Later, we walked back to Rajghat. Now, I sit alone here on the top stone veranda looking down on the courtyard where the black stone cremation memorial is surrounded by crowds of tourists. I feel a cool breeze and watch hundreds of Indians pass by in silence. I look up at the blue sky and give thanks: Dear God, thank you for this pilgrimage to Gandhi’s India. Send me back now to the American empire as a pilgrim of peace, that I too may be an instrument of your peace, that I too may walk the way of nonviolence, that I too may shine the light of peace in a world of war, that I too may be a force of truth and love in a world of lies and fear, that my life too might bear the good fruit of peace and justice like Gandhi, that I too may be a disciple of Jesus and a servant of peace, in Jesus’ name. Amen.

January 14, 2005
The flight from Delhi to Mumbai was delayed last night, and I did not get to my room until midnight. Then, I was up at 3 a.m. for the 6 a.m. flight to Paris. The waiting room in Delhi was filled with hundreds of bearded, elderly men wearing only white sheets. They periodically knelt down on the ground for prayers. They were on their way to Mecca for the annual Haj pilgrimage. We had a long layover at the Paris airport, then a long flight to Newark, New Jersey, where I arrived around 5:00 p.m. It has been an exhausting day, and my head is full of India and prayers and hopes and expectations for my return to New Mexico on Sunday.

January 15, 2005
After a good night’s sleep, I joined Steve Kelly, SJ for morning Mass at the local parish for his birthday. Then we took the subway downtown with Daniel Berrigan, SJ for the peace vigil and march in honor of Dr. King’s birthday. We gathered with anti-war banners and signs at noon at Times Square in front of the Armed Forces Recruiting Station. I handed out leaflets denouncing Bush’s war on Iraq and invoking Dr. King’s vision of nonviolence. Then, we marched in single file silence to the Hudson River and the S.S. Intrepid, the battleship turned into a war museum. Over twenty members of our group blocked the entrance and were arrested. Afterwards, Dan, Steve and I spent a few relaxing hours enjoying soup and coffee at a nearby café and catching up with one another.
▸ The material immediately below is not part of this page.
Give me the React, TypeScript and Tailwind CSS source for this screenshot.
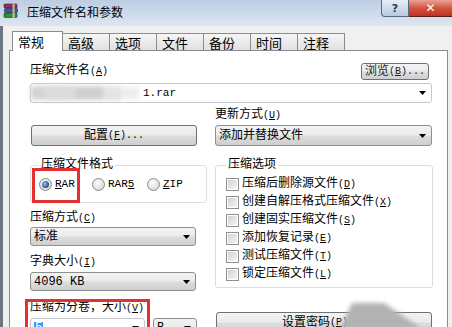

Tonight, the West Side Jesuit Community threw a dinner party for Steve’s birthday and I spoke about my trip. I stayed up late with Dan talking about the country, the work ahead and our hopes and dreams. I’m glad to be back, eager to return to New Mexico, and grateful for this upbeat day of protest and friendship in honor of Dr. King. A good way to start my life back in the American empire. May my Indian pilgrimage and the examples of Gandhi and Dr. King push me further on the journey to peace and nonviolence.